Poor quality or unattractive housing developments will be more easily changed by councils under new rules that form part of the revised National Planning Policy Framework, the government has claimed.
Publishing the revised framework, following a public consultation earlier this year, the government said it would:
- promote high quality design of new homes and places
- offer stronger protection for the environment
- allow the construction of the right number of homes in the right places
- focus on greater responsibility and accountability for housing delivery from councils and developers.
The revision of the National Planning Policy Framework is part of the government’s ambition to build 300,000 new homes a year by the mid 2020s and incorporates 85 proposals set out in the housing white paper and the Budget.
Under the revised framework, councils will have the power to refuse permission for development that does not prioritise design quality and does not complement its surroundings.

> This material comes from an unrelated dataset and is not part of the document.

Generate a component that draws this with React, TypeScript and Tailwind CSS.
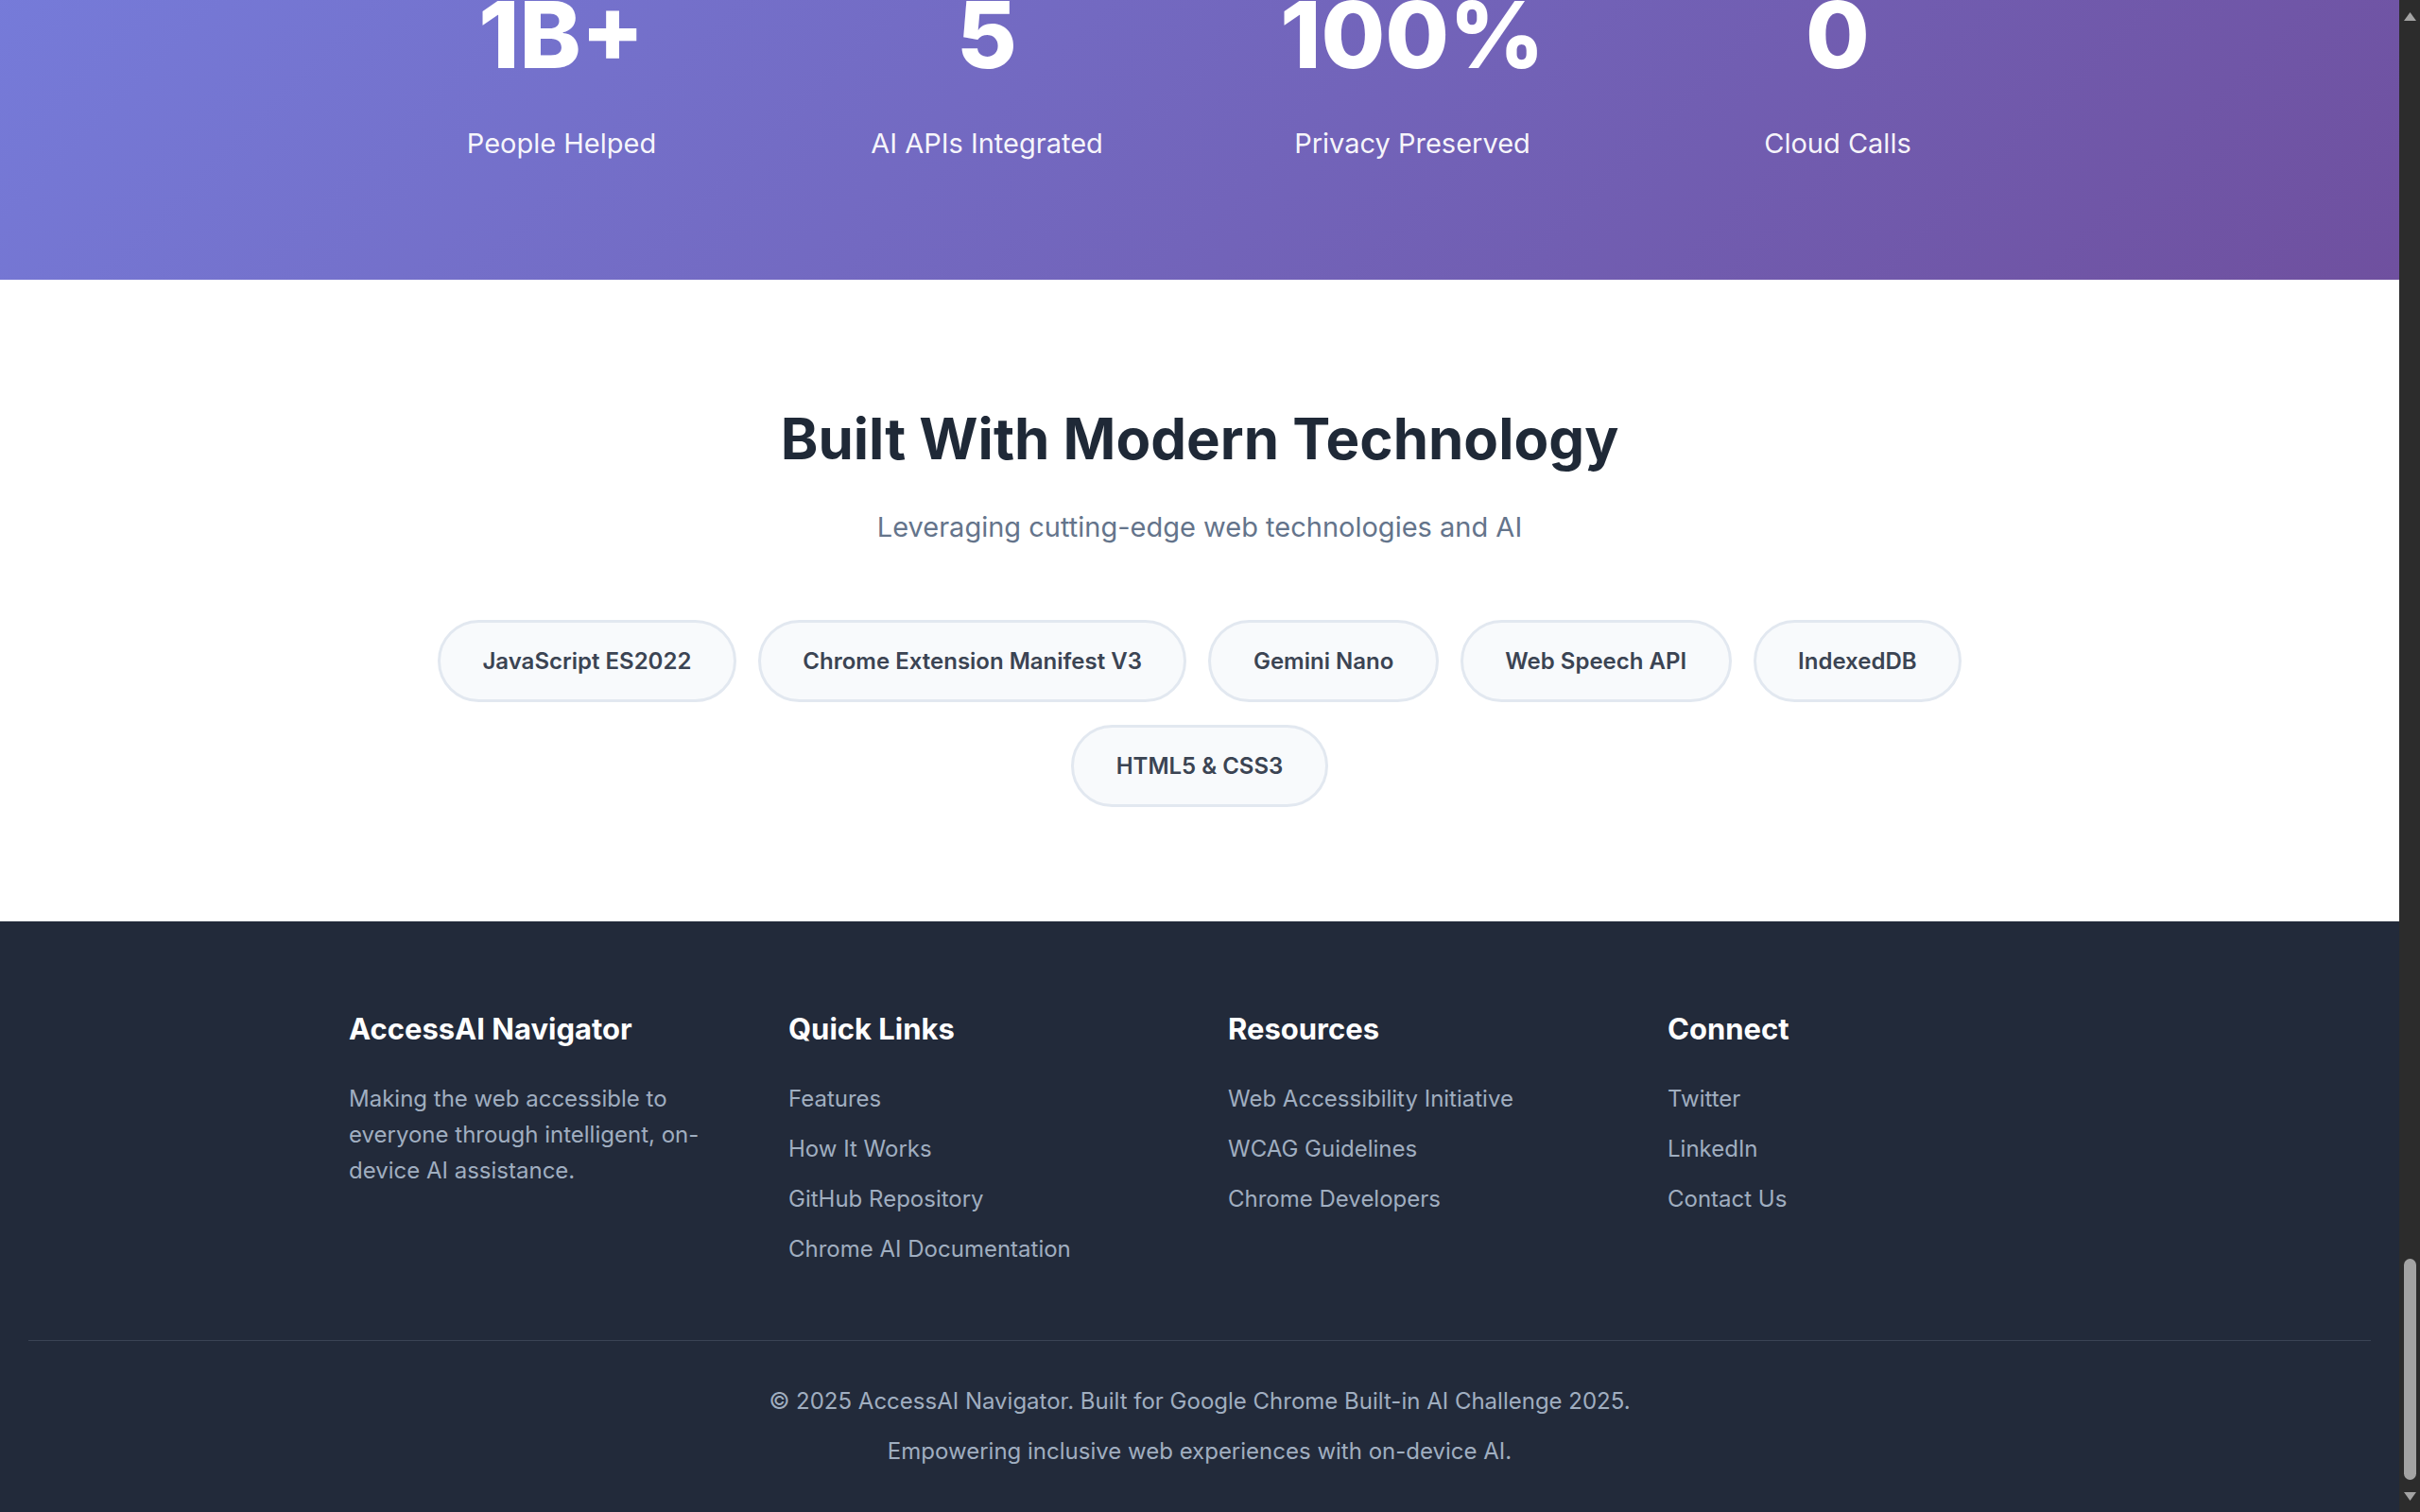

It will also encourage councils to make use of new visual tools to promote better design and quality and will set a strategic direction for driving up new build quality, although it will remain up to councils to apply these policies in the most appropriate way in their area.
There will be a greater importance on air quality, as the framework has also been updated to provide further protection for biodiversity, aligning the planning system more closely with the Department for Food, Environment and Rural Affairs’ (Defra) 25-year Environment Plan, which offers more protection for habitats and places greater importance on air quality when deciding development proposals.
The framework also sets out a new way for councils to calculate the housing need for their local community, with the aim of delivering more homes where they are most needed, and from November 2018 councils will have a Housing Delivery Test, focused on driving up the number of homes delivered in an area, rather than how many are planned for.
Communities secretary James Brokenshire said: “Fundamental to building the homes our country needs is ensuring that our planning system is fit for the future. To maximise the use of land we are promoting more effective use of the land available and giving councils more confidence to refuse applications that don’t provide enough homes”
“This revised planning framework sets out our vision of a planning system that delivers the homes we need. I am clear that quantity must never compromise the quality of what is built, and this is reflected in the new rules.”
The framework also sets out a new way for councils to calculate the housing need of their local community, including different forms of housing, such as older people’s retirement homes. According to Brokenshire the new methodology aims to deliver more homes in the places where they are most needed, based on factors including the affordability of existing homes for people on lower and medium incomes.
The government said councils would be required to take a Housing Delivery Test from November this year, “designed to drive up the numbers of homes actually delivered in their area, rather than how many are planned for”.
The government repeated its goal to building 300,000 new homes a year “by the mid-2020s”.
The new rules will see 85 of the proposals set out in the most recent Budget and in the housing white paper – published in February 2017 – implemented in the new framework.
Responding to the latest document the British Property Federation said the NPPF “rightly embraces multi-tenure housing delivery, higher quality design of new homes and the benefits of the build-to-rent sector, [but] the nation’s town centres and the industrial and logistics sectors still require more support from planning policy”.
BPF director of real estate policy Ian Fletcher said the planning system for town centres was still too inflexible and outdated. “The way people use town centres is changing, and in turn town centres must be able to respond more quickly and innovatively to this.
“Leadership needs to come from local authorities and the starting point is a supportive planning policy. Local authorities should be given the resource to regularly monitor retail trends and adapt town centre planning policies accordingly.”
And Mark Sitch, senior partner at design consultancy Barton Willmore, said he was disappointed to see that the industry’s “substantial feedback” had not found its way into the final framework.
“There are however no big surprises and no real changes. The focus remains on housing. Overall, there is less, not more, for those looking to deliver employment floorspace. This may be a critical oversight as we all move towards a post-Brexit economy.”
But Paul Smith, managing director of planning consultancy the Strategic Land Group, said that while none of the NPPF policies were “game changing in themselves, they represent an evolution of the original NPPF which has, in reality, worked quite well. The number of homes granted planning permission has almost doubled since it was introduced.”